Bir kimse Allah’ın kulunu yaratmasındaki muradı üzerinde gerçekleştirirse, Allaha kul olursa rabbini sevindirmiş olur. Bununla beraber Resulullah (s.a.v) Efendimiz; ”Allah bir kulunun kendisine dönmesinden daha çok hiçbir şeye sevinmemiştir”[1] buyurdu.
Bizim halimiz, yanlışımız ne olursa olsun, günahımız ne kadar olursa olsun, rabbimizi sevindirmek istiyorsak yapmamız gereken tek şey rabbimize dönmektir. “Ya rabbi! Sana döndüm, sana kul olmak istiyorum, sana âbd olmak istiyorum. Ya rabbi! Senin yolundan başka bir tarafa gitmek istemiyorum, seni kaybetmek, senin rızanı kaybetmek istemiyorum” demek yeterlidir. Allah kuluna kapıyı açar.

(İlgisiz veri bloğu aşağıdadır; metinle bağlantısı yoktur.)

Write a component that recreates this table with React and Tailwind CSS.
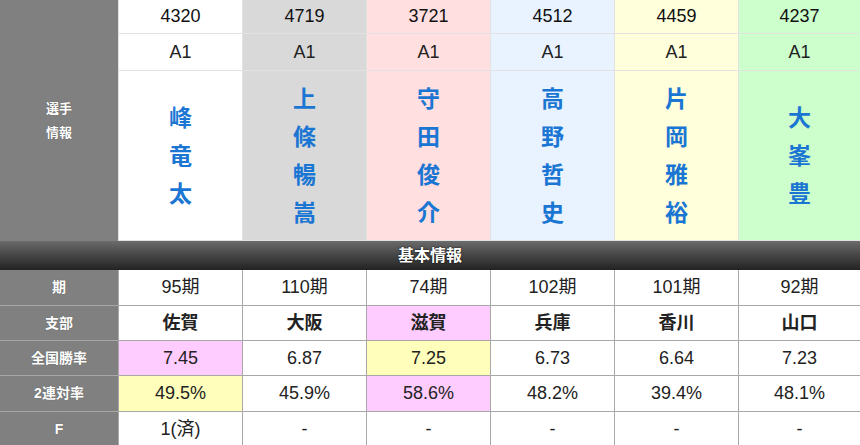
import React from "react";

const players = [
  { no: "4320", cls: "A1", name: "峰竜太", bg: "bg-white", ki: "95期", branch: "佐賀", rate: "7.45", rate2: "49.5%", f: "1(済)", branchBg: "bg-white", rateBg: "bg-[#ffccff]", rate2Bg: "bg-[#ffffbb]" },
  { no: "4719", cls: "A1", name: "上條暢嵩", bg: "bg-[#d9d9d9]", ki: "110期", branch: "大阪", rate: "6.87", rate2: "45.9%", f: "-", branchBg: "bg-white", rateBg: "bg-white", rate2Bg: "bg-white" },
  { no: "3721", cls: "A1", name: "守田俊介", bg: "bg-[#ffdfdf]", ki: "74期", branch: "滋賀", rate: "7.25", rate2: "58.6%", f: "-", branchBg: "bg-[#ffccff]", rateBg: "bg-[#ffffbb]", rate2Bg: "bg-[#ffccff]" },
  { no: "4512", cls: "A1", name: "高野哲史", bg: "bg-[#e8f3ff]", ki: "102期", branch: "兵庫", rate: "6.73", rate2: "48.2%", f: "-", branchBg: "bg-white", rateBg: "bg-white", rate2Bg: "bg-white" },
  { no: "4459", cls: "A1", name: "片岡雅裕", bg: "bg-[#ffffdc]", ki: "101期", branch: "香川", rate: "6.64", rate2: "39.4%", f: "-", branchBg: "bg-white", rateBg: "bg-white", rate2Bg: "bg-white" },
  { no: "4237", cls: "A1", name: "大峯豊", bg: "bg-[#ccffcc]", ki: "92期", branch: "山口", rate: "7.23", rate2: "48.1%", f: "-", branchBg: "bg-white", rateBg: "bg-white", rate2Bg: "bg-white" },
];

const cols = "grid grid-cols-[118px_124px_124px_124px_124px_124px_122px]";

function Label({ children }) {
  return (
    <div className="flex items-center justify-center bg-[#808080] border-b border-[#a8a8a8] text-[14px] font-bold text-white [text-shadow:0_0_1px_#555]">
      {children}
    </div>
  );
}

function Cell({ bg = "bg-white", bold, children }) {
  return (
    <div
      className={`flex items-center justify-center border-b border-l border-[#a8a8a8] text-[#222] ${bg} ${
        bold ? "text-[18px] font-bold" : "text-[18px]"
      }`}
    >
      {children}
    </div>
  );
}

export default function App() {
  return (
    <div className="w-[860px] h-[445px] overflow-hidden bg-white font-['Liberation_Sans','Noto_Sans_CJK_JP',sans-serif]">
      {/* 選手情報 */}
      <div className={`${cols} grid-rows-[34px_37px_170px]`}>
        <div className="row-span-3 flex items-center justify-center bg-[#808080] text-[13px] font-bold leading-[24px] text-white text-center [text-shadow:0_0_1px_#555]">
          選手
          <br />
          情報
        </div>
        {players.map((p) => (
          <div key={p.no} className={`flex items-center justify-center border-l border-b border-[#e2e2e2] text-[18px] text-[#111] ${p.bg}`}>
            {p.no}
          </div>
        ))}
        {players.map((p) => (
          <div key={p.no + "c"} className={`flex items-center justify-center border-l border-b border-[#e2e2e2] text-[18px] text-[#222] ${p.bg}`}>
            {p.cls}
          </div>
        ))}
        {players.map((p) => (
          <div key={p.no + "n"} className={`flex flex-col items-center justify-center border-l border-b border-[#e2e2e2] ${p.bg}`}>
            {p.name.split("").map((ch, i) => (
              <span key={i} className="text-[23px] font-bold leading-[38px] text-[#1b76d3]">
                {ch}
              </span>
            ))}
          </div>
        ))}
      </div>

      <div className="flex h-[29px] items-center justify-center bg-gradient-to-b from-[#6b6b6b] to-[#232323] text-[16px] font-bold text-white [text-shadow:0_0_2px_#000]">
        基本情報
      </div>

      <div className={`${cols} grid-rows-[36px_35px_35px_36px_36px]`}>
        <Label>期</Label>
        {players.map((p) => (
          <Cell key={p.no}>{p.ki}</Cell>
        ))}
        <Label>支部</Label>
        {players.map((p) => (
          <Cell key={p.no} bg={p.branchBg} bold>
            {p.branch}
          </Cell>
        ))}
        <Label>全国勝率</Label>
        {players.map((p) => (
          <Cell key={p.no} bg={p.rateBg}>
            {p.rate}
          </Cell>
        ))}
        <Label>2連対率</Label>
        {players.map((p) => (
          <Cell key={p.no} bg={p.rate2Bg}>
            {p.rate2}
          </Cell>
        ))}
        <Label>F</Label>
        {players.map((p) => (
          <Cell key={p.no}>{p.f}</Cell>
        ))}
      </div>
    </div>
  );
}
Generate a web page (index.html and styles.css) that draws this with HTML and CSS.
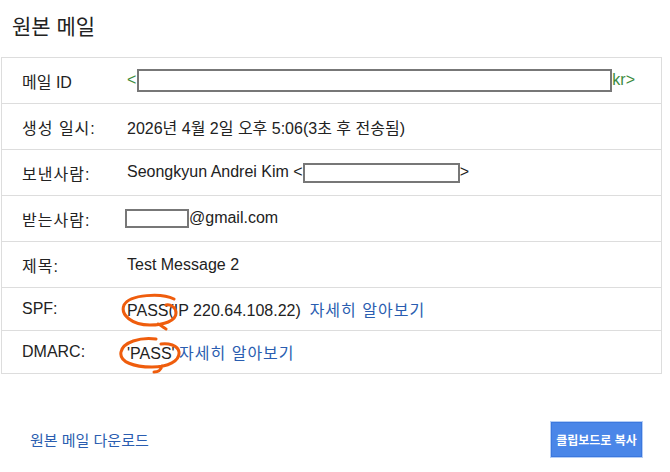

Kul, abdestini alsın, başını secdeye koyup; “Kulun geldi ya rabbi! Aciz kulun geldi, günahkar kulun geldi. Senden kaçan kulun hiçbir yere gidemeyeceğini anladı ve sana döndü” desin, Allah’ın ona gönül itibarıyla nasıl bir muamelede bulunduğunu görecek ve tadacaktır.
Onun için söylüyoruz; iman hayal değildir, din hayal değildir, hayat hayal değildir. Allah’ın kuluyla beraber olması, her anda bir şe’nde[2] olması hayal değildir. Bunlar hak ve hakikattir. Onun için bunların yaşanması ve tadılması gerekir. Tadılmayan din, din değildir. Tadılmayan iman, iman değildir. Allah’ın yakınlığı tadılmıyorsa bir sorun var demektir.
Allah en çok kulunun kendisine dönmesini sever. Kulun; “Ya rabbi! Ben senin kulunum sen de benim rabbimsin” demesini sever. Onun kul olmasını, Allah’ın muradının üzerinde gerçekleşmesini sever.